The virtual office is a great thing, because of the YOGA PANTS WELCOME dress code and the close proximity to the leftover Halloween candy, but it can get lonely. Especially on a day when you’re juggling three different projects, including one that involves building a power point presentation largely from screen shots of Twitter.
I love my job.
Fortunately, I have Kristen to keep me company, via IM, while I’m working. Mostly we talk about, well, work, but sometimes things go a little off the rails. Just a little.
Kristen: FYI, just saw that Bass Pro Shops are doing a thing this weekend
Santa’s workshop, letting kids create an ornament
you know, while dad buys fishing poles and bait
me: or a gun
Kristen: no, that’d be me
Kristen: (I got stuck in a dress I tried on there the last time I was there)
(it was actually cute, but I almost had to call Jared for help)
me: wait you tried on a dress at BASS PRO?
Kristen: I know
me: cannot stop laughing
Kristen: it was a tommy bahama type thing
me: that made my whole day
Kristen: next to the camo lingerie
Kristen: yes, I took a picture
of the lingerie
not me stuck in the dress
b/c OMG emBARrassing
And then I asked her how to spell Nick Lachey’s name. Yes I really did. FOR WORK, you all.
Later, though, there was this:
me: had to edit your COLON DETOX tweet out of my screen shot
me: i know!!!!
Kristen: i have tears in my eyes
me: maybe I should have left it …
Kristen: Be warned! Do not follow kgseymour!

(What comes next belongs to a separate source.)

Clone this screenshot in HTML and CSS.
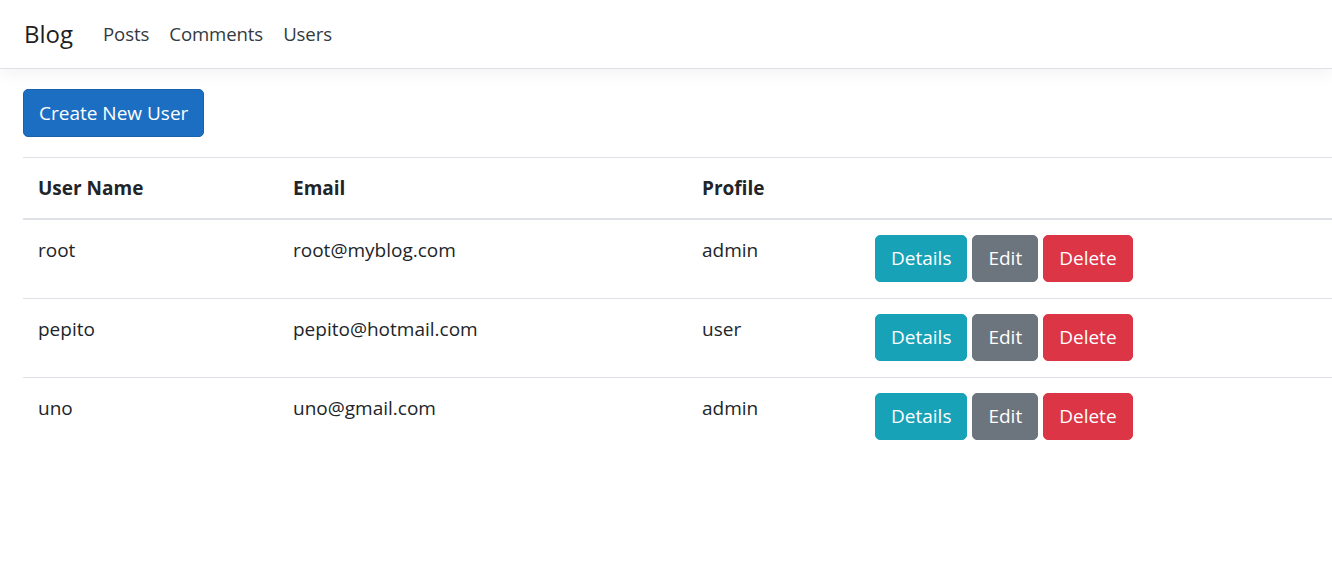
FILE: index.html
```html
<!DOCTYPE html>
<html lang="en">
<head>
<meta charset="utf-8">
<title>Users - Blog</title>
<link rel="stylesheet" href="styles.css">
</head>
<body>
<header class="navbar">
  <a class="brand" href="#">Blog</a>
  <nav class="nav">
    <a class="nav-link" href="#">Posts</a>
    <a class="nav-link" href="#">Comments</a>
    <a class="nav-link" href="#">Users</a>
  </nav>
</header>
<main class="main">
  <p class="actions"><a class="btn btn-primary" href="#">Create New User</a></p>
  <table class="table">
    <thead>
      <tr>
        <th class="c1">User Name</th>
        <th class="c2">Email</th>
        <th class="c3">Profile</th>
        <th class="c4"></th>
      </tr>
    </thead>
    <tbody>
      <tr>
        <td>root</td>
        <td>root@myblog.com</td>
        <td>admin</td>
        <td><div class="ops"><a class="btn btn-sm btn-info" href="#">Details</a><a class="btn btn-sm btn-secondary" href="#">Edit</a><a class="btn btn-sm btn-danger" href="#">Delete</a></div></td>
      </tr>
      <tr>
        <td>pepito</td>
        <td>pepito@hotmail.com</td>
        <td>user</td>
        <td><div class="ops"><a class="btn btn-sm btn-info" href="#">Details</a><a class="btn btn-sm btn-secondary" href="#">Edit</a><a class="btn btn-sm btn-danger" href="#">Delete</a></div></td>
      </tr>
      <tr>
        <td>uno</td>
        <td>uno@gmail.com</td>
        <td>admin</td>
        <td><div class="ops"><a class="btn btn-sm btn-info" href="#">Details</a><a class="btn btn-sm btn-secondary" href="#">Edit</a><a class="btn btn-sm btn-danger" href="#">Delete</a></div></td>
      </tr>
    </tbody>
  </table>
</main>
</body>
</html>
```

FILE: styles.css
```css
* { box-sizing: border-box; }
html, body { margin: 0; padding: 0; }
body {
  font-family: "Open Sans", "Noto Sans", "Liberation Sans", sans-serif;
  font-size: 19px;
  line-height: 30px;
  color: #212529;
  background: #fff;
  overflow: hidden;
}
a { text-decoration: none; }

.navbar {
  display: flex;
  align-items: center;
  height: 69px;
  padding: 0 0 0 24px;
  border-bottom: 1px solid #dee2e6;
  box-shadow: 0 5px 15px rgba(0,0,0,.05);
  background: #fff;
}
.brand {
  font-size: 24px;
  color: rgba(0,0,0,.9);
  margin-right: 20px;
  line-height: 36px;
}
.nav { display: flex; }
.nav-link {
  color: #343a40;
  padding: 0 10px;
  font-size: 18.6px;
  letter-spacing: -0.1px;
}

.main { padding: 20px 0 0 23px; }
.actions { margin: 0 0 20px; }
.btn {
  display: inline-block;
  color: #fff;
  padding: 8px 15px;
  border: 1px solid transparent;
  border-radius: 5px;
  line-height: 30px;
  font-size: 19px;
  vertical-align: top;
}
.btn-sm { padding: 7px 15px 8px; }
.btn-primary { background: #1b6ec2; border-color: #1861ac; }
.btn-info { background: #17a2b8; border-color: #17a2b8; }
.btn-secondary { background: #6c757d; border-color: #6c757d; }
.btn-danger { background: #dc3545; border-color: #dc3545; }

.table {
  width: 100%;
  border-collapse: collapse;
  table-layout: fixed;
}
.table th, .table td {
  text-align: left;
  vertical-align: top;
  padding: 15px;
  border-top: 1px solid #dee2e6;
}
.table td { padding-bottom: 16px; }
.table th { font-weight: 700; border-bottom: 2px solid #dee2e6; }
.c1 { width: 255px; }
.c2 { width: 409px; }
.c3 { width: 173px; }
.ops { display: flex; gap: 5px; }
```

She writes raunchy things!
When Wade hears stories like this, he says, “No wonder no one understands what you do.” He’s right. I’m kind of hoping that my blog will wind up projected on a screen somewhere tomorrow, with this post front and center. Because this is what I do. FOR A LIVING.
Bass Pro and colon detox and Nick Lachey. My day in a nutshell.